Le médecin ostéopathe que j’ai consulté remet en place les verticales — cervicales et lombaires — à l’origine de mes douleurs. Quand il me dit de me mettre sur le dos, je me positionne sur le ventre, de me reculer, j’avance, de me coucher à gauche, je vais à droite, etc.

M.-C. a téléphoné. Je lui force un peu la main pour l’inviter à déjeuner mercredi.

Je reçois un autre appel : les infirmières de l’unité du sommeil veulent me “reprogrammer” en janvier.

Chez l’orthophoniste, son “cluedo” occupe toute la séance. Tout n’est pas résolu pour autant. J’en suis bien irrité. J’emporte la feuille qui collecte les données du problème.

J’effectue une promenade ensuite.

Il faudrait que je traite à nouveau la plante de J.-M. Je diffère.

Il commence à faire froid. Je me décide à mettre en route la climatisation réversible dans le bureau.

 

24 novembre

Matin

Est-ce d’avoir séjourné devant trop d’écrans ? — mais je me réveille, bien que plus tard que d’habitude, avec l’impression d’avoir très mal dormi.

Je me pèse : 66,6 kilos. Malgré mes efforts, je ne parviens pas à perdre du poids.

J’arrive un peu en retard au cours de Simone. J’ai très souvent mal en effectuant les mouvements. (J’ai trébuché par trois fois la veille, en espérant n’avoir pas annihilé le travail de l’ostéopathe.)

Simone me laisse sur le trajet devant sa voiture. Je me suis montré peu loquace en chemin, mais j’avais le désir de prendre avec elle un café.

 

Après-midi

Je reste deux heures au lit, en dormant les deux tiers du temps. Je me sens déprimé.

Je regarde, pour la seconde fois, un des épisodes d’une série. Je me sens nul et non avenu, sali par mon indolence.
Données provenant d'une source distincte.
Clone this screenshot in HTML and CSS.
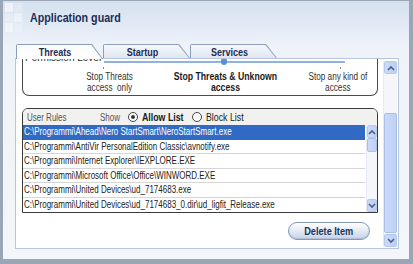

Pour contrer ce sentiment, je pianote.

T. m’appelle : il n’a pas envie d’aller au Parc et annule le rendez-vous. Il propose de nous voir jeudi après-midi. Il rappelle dix minutes plus tard : il a contacté Marthe et Paul ; finalement, nous nous verrons demain.

De retracer ces lignes contribue à me déprimer plus encore.